ChickenBones: A Journal
for Literary & Artistic African-American Themes
It is popular to disparage young black people, whose foibles are usually the result of behaving
like the adults in their lives. Despite the criticisms made of them, history
shows us that the youth are usually a step ahead of their elders when change is required.
Jena and the New Movement
By Margaret Kimberley
In Jena, Louisiana, tens of thousands of black Americans showed the country how and why a movement should be conducted. They made a clear demand for justice in a case that hearkened back to the worst days of Jim Crow. The response to the original injustice should be a blueprint for activists who want to impeach a president, end an occupation, safeguard voting rights, or rebuild New Orleans.
The story of the Jena Six began when young people bravely made their own demand for an end to the assumptions of white supremacy. It is popular to disparage young black people, whose foibles are usually the result of behaving like the adults in their lives. Despite the criticisms made of them, history shows us that the youth are usually a step ahead of their elders when change is required.
If sitting under a tree is the last symbol of white supremacy in a state that fought tooth and nail to maintain it, then challenging that supremacist ideology is dangerous indeed. Were it not for concerned parents and other supporters who fought for them, the Jena Six would have disappeared namelessly into the American prison system like so many millions of other young black men.
After a successful first step, there is now talk of “backlash” in Jena. A movement that doesn’t produce a backlash isn’t much of a movement at all. It isn’t surprising that a neo-Nazi website openly threatened the lives of the Jena Six or that rednecks attempt to provoke violence by tying nooses onto their pickup trucks.
The new movements that must begin in the 21st century will also provoke backlash. It may take the form of media lies, or the outright disappearance of what should be headline stories. The backlash will also take the form of opposition and denunciation from fellow citizens who will be more than happy to keep other people in their place.
Movement activists will often be alone. Many will suffer from loss of job, home, friends, family, just as the original fighters for civil rights suffered. Even when oppression and violence are obvious and blatant, activists must depend on themselves for support and affirmation and they must never under estimate the ugliness and hatred that their actions can provoke.
The gravitational pull of the powerful away from activist concerns should also not be underestimated. While the rest of black America was united in demanding freedom for the Jena Six, Barack Obama was a Johnny come lately whose lack of interest was all too obvious.
Several weeks before the protests in Jena, Obama made it clear that he didn’t really care to discuss a subject that had become a touchstone for the rest of black America. He could only muster a pathetically lame remark that the Jena Six “appear to have been railroaded into a very difficult situation.” Obama has a gift for understatement.

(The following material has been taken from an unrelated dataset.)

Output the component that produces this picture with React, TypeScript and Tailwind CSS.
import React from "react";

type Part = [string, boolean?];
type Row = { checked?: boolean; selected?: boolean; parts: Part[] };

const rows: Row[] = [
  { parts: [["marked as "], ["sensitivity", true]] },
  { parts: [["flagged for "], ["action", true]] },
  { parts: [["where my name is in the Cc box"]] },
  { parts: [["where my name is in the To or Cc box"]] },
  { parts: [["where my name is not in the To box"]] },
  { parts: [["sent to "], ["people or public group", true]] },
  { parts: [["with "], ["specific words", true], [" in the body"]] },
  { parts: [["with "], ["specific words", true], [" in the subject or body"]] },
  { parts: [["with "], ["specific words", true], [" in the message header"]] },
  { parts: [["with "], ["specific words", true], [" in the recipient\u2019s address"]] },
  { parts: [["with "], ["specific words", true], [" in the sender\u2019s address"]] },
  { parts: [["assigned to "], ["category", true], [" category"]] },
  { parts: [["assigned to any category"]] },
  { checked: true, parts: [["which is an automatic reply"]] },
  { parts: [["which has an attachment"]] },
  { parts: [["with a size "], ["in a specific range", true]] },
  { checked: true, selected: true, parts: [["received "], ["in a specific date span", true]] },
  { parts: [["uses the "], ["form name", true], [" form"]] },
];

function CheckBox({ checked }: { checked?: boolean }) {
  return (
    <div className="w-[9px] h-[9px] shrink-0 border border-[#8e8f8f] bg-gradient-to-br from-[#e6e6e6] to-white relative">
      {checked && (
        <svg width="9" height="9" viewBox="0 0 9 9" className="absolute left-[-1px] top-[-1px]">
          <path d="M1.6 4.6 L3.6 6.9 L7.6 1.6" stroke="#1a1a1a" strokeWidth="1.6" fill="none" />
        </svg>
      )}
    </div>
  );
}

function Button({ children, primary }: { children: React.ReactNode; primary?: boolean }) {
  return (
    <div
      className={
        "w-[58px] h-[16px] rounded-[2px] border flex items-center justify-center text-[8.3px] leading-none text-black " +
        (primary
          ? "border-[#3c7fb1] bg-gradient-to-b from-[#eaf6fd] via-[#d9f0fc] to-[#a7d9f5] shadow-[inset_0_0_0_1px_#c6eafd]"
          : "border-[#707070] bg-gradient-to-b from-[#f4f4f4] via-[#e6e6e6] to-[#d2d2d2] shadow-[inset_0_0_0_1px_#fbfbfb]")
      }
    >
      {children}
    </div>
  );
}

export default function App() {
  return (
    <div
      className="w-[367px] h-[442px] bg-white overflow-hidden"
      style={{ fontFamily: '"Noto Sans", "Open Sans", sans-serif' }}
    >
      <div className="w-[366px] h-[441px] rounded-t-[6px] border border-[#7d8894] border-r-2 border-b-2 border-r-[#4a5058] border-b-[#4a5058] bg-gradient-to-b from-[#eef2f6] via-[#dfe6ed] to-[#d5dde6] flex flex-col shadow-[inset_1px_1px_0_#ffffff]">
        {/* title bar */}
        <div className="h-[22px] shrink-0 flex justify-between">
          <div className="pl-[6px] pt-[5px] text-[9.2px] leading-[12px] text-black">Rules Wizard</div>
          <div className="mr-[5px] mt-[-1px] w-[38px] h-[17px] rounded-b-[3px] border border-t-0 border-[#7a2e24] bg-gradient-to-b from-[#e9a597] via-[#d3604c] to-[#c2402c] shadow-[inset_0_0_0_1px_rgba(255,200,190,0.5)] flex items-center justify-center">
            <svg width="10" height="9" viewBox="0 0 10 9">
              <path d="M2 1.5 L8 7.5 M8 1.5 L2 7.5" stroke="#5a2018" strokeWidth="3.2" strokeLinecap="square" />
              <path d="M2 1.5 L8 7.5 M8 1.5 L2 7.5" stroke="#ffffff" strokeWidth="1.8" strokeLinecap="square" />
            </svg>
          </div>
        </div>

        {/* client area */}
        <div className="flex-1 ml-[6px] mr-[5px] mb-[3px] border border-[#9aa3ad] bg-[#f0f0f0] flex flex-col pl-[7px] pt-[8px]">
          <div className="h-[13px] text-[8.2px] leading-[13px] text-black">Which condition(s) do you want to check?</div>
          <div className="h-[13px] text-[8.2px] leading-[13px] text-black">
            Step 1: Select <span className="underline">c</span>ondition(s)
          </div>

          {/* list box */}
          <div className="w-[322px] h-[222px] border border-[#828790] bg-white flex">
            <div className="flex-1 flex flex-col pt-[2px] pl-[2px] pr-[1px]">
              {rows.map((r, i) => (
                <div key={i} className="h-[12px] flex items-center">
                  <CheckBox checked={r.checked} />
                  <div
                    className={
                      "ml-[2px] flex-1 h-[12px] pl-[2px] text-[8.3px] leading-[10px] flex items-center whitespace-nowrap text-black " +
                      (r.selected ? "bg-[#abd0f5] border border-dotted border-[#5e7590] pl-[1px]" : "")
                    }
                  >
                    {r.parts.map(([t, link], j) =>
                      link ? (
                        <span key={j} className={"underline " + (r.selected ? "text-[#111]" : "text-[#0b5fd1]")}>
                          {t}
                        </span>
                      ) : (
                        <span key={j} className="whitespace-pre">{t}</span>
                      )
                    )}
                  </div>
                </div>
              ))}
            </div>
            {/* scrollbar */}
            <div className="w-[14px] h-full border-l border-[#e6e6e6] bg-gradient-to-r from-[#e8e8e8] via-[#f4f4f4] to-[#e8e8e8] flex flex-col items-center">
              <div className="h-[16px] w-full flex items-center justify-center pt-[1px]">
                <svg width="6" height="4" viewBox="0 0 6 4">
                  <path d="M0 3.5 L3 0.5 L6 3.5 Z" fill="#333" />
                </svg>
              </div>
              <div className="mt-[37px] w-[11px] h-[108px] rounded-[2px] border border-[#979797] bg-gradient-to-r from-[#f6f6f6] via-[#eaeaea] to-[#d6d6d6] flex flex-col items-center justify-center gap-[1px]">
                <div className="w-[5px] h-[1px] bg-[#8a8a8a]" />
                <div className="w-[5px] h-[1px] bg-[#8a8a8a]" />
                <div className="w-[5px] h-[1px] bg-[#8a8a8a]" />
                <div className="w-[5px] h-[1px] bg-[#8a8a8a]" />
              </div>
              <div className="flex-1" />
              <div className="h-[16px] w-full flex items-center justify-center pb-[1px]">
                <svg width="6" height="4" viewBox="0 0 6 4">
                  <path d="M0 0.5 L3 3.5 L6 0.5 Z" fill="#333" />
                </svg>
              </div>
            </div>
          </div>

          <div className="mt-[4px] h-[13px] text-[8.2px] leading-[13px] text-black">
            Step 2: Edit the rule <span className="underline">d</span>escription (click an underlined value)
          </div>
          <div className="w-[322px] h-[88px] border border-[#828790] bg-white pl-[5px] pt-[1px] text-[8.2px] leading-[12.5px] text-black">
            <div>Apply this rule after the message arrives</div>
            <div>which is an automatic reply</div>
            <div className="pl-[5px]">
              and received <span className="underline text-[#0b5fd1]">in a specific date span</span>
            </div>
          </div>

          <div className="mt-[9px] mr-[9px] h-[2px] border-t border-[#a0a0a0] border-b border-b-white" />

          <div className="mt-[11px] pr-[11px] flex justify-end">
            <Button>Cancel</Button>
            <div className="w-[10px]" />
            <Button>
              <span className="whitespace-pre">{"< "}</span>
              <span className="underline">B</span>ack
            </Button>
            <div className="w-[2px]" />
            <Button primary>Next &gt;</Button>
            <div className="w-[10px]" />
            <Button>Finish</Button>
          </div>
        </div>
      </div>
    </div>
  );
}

When protests became front page news and Jesse Jackson had him on the offensive, Obama didn’t do much better than President Bush, who delivered typically vapid nonsense. “The events in Louisiana are – have saddened me. I understand the emotions. The Justice Department and the FBI are monitoring the situation down there, and all of us in America want there to be fairness when it comes to justice.”
Foolishness from Bush is to be expected, but it is truly insulting coming from Obama: “Outrage over an injustice like the Jena 6 isn’t a matter of black and white.” What planet is Mr. Audacious describing? The faces of protestors at Jena were 99% black. White progressive pundits and bloggers said little if anything about Jena. It was black bloggers and radio hosts who made Jena a household word in their community and inspired thousands to act. It seems that Obama is out of touch with black and white America, both of whom had clearly chosen sides in the case.

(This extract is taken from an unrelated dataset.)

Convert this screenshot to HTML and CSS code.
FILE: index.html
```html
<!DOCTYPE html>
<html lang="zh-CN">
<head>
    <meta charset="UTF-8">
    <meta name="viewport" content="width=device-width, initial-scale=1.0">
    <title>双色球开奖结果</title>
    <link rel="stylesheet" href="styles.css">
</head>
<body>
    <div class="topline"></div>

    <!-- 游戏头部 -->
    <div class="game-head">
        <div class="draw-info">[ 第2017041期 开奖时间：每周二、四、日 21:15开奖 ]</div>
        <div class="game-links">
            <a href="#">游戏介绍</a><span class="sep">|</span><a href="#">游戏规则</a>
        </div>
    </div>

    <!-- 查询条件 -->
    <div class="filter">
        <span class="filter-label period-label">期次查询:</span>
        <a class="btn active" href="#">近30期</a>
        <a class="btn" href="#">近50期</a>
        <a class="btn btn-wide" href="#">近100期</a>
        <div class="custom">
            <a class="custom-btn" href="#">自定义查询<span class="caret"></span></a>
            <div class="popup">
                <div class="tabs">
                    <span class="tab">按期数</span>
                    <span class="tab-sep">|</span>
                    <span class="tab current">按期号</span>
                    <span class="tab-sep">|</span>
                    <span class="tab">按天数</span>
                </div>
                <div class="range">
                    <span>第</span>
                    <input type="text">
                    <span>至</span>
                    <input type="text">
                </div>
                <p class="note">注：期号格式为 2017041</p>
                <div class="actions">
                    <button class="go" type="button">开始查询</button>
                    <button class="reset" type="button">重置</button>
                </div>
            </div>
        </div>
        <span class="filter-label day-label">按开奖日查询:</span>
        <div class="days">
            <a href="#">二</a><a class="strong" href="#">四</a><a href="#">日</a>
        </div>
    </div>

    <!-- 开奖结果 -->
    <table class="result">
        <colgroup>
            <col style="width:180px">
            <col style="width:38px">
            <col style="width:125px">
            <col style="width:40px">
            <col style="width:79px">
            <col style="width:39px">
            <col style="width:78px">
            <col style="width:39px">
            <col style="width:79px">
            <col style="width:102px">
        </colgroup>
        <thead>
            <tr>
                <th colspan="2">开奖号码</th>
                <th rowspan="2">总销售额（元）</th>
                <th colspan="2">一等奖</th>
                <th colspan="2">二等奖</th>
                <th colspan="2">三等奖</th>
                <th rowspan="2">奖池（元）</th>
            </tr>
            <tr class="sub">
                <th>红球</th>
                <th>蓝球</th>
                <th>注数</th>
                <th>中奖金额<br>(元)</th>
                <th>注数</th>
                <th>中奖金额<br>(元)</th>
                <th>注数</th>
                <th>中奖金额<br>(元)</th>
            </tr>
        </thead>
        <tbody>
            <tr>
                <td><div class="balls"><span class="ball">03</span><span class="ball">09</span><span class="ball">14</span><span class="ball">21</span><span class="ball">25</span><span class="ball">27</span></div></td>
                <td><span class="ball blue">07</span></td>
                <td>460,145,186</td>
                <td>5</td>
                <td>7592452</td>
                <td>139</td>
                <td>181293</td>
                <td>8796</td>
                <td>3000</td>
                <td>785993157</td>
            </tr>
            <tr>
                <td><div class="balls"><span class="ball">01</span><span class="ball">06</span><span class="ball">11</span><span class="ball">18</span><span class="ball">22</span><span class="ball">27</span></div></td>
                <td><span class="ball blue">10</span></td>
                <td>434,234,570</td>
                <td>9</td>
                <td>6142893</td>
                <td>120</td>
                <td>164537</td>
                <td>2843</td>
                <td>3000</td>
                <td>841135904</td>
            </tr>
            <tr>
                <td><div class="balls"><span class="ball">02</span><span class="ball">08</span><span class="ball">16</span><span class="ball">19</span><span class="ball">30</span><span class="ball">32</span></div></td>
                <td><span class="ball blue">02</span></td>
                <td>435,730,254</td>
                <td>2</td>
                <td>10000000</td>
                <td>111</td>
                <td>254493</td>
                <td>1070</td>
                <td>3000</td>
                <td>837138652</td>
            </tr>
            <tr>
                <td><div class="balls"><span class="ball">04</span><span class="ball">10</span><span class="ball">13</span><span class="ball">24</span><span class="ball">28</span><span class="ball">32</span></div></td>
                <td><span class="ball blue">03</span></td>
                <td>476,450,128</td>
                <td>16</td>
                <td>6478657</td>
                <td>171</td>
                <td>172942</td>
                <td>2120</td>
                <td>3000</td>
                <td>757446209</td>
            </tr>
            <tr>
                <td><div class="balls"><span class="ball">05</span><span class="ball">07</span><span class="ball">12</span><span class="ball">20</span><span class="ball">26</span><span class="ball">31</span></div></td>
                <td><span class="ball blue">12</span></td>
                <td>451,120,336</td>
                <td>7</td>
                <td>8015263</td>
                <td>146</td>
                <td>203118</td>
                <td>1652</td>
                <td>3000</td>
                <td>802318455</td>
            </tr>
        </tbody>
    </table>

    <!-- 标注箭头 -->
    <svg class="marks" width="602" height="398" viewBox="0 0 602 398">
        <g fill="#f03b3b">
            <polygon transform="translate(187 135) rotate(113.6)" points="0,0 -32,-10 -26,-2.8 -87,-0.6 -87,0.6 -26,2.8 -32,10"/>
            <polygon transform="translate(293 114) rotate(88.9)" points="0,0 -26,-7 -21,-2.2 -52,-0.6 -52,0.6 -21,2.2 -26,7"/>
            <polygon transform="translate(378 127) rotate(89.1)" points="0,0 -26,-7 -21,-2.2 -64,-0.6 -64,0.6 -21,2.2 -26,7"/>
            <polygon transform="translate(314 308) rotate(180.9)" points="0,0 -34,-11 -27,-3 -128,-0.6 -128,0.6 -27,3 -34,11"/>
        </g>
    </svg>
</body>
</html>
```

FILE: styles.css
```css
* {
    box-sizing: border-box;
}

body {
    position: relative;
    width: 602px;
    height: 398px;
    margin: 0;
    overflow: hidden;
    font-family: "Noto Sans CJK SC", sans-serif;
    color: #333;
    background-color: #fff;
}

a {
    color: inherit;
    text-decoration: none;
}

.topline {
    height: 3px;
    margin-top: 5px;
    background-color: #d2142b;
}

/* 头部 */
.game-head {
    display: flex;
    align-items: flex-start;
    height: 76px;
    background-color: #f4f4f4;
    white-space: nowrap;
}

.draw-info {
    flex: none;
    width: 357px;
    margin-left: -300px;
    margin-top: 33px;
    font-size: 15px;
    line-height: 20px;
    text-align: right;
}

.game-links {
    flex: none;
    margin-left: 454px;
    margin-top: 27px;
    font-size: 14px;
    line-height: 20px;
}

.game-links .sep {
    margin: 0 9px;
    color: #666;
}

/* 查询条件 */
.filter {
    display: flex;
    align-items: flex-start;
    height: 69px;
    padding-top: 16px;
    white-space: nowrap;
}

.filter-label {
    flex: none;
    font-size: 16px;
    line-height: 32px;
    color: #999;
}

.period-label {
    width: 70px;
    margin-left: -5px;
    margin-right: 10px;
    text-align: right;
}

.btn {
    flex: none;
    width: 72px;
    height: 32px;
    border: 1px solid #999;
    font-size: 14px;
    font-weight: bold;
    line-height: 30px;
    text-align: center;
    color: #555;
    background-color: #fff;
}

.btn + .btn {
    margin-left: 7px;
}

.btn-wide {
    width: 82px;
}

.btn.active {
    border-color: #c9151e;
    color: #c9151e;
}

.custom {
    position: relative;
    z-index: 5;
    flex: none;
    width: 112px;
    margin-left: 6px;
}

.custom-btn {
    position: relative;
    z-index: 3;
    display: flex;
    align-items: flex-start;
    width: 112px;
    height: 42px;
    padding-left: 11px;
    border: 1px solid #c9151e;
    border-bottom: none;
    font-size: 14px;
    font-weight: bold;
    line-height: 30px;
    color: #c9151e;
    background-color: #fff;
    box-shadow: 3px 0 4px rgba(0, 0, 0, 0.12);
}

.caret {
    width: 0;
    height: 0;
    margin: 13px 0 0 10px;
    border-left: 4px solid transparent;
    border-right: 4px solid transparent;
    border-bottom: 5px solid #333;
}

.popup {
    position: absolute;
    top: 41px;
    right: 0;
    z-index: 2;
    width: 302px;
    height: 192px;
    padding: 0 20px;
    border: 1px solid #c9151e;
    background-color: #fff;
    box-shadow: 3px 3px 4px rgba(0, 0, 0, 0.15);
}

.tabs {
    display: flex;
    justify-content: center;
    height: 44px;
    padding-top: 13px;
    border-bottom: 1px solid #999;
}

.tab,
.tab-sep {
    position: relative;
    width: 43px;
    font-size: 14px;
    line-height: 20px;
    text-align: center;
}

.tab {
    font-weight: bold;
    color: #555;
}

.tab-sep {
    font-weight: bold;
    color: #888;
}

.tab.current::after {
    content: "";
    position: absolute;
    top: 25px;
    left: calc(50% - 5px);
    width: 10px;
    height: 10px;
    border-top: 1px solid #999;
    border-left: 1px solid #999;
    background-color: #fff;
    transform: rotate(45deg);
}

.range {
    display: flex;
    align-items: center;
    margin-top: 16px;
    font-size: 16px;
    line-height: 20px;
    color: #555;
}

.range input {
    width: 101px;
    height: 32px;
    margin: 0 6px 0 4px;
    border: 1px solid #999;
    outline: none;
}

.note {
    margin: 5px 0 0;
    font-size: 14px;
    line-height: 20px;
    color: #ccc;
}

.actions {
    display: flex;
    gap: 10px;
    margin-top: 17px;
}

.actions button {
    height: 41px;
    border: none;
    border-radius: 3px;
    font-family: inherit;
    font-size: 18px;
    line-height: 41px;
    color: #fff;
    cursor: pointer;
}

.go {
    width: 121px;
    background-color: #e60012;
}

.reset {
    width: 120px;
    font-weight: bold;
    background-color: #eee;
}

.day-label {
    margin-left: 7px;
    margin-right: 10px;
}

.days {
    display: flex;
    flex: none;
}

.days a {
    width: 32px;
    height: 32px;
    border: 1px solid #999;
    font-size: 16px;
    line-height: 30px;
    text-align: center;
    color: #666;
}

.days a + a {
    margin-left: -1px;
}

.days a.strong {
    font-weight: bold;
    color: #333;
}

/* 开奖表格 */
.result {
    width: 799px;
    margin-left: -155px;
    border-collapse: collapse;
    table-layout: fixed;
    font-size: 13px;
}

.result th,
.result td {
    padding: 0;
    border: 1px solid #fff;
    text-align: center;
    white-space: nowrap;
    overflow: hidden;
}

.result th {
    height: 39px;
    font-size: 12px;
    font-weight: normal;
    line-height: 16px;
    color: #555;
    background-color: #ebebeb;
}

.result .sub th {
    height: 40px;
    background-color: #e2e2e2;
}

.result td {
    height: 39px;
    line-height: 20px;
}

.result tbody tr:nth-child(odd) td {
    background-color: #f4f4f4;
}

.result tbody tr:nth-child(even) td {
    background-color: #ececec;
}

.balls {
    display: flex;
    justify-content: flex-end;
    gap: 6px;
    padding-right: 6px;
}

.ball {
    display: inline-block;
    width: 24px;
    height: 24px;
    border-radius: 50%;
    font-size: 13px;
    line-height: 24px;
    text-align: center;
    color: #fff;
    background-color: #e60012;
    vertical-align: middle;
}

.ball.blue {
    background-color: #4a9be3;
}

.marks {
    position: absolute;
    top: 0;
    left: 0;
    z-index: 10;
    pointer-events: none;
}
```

After the media managed to cover black people for a few days, and the heat was off, Obama returned to the true business of his campaign, finding more checks to bundle. Making wealthy people happy is the road to the White House for the ambitious, but the road to hell for everyone else. The Obamas of the world will never have our interests at heart, and cannot determine when and how we will act.
A sustained effort will be needed to undo the wrongs committed in Jena. Freedom is the demand and freedom will be the only way to measure success in this case. The Jena demonstrators are showing the rest of us what democracy looks like, and why and how it should be saved.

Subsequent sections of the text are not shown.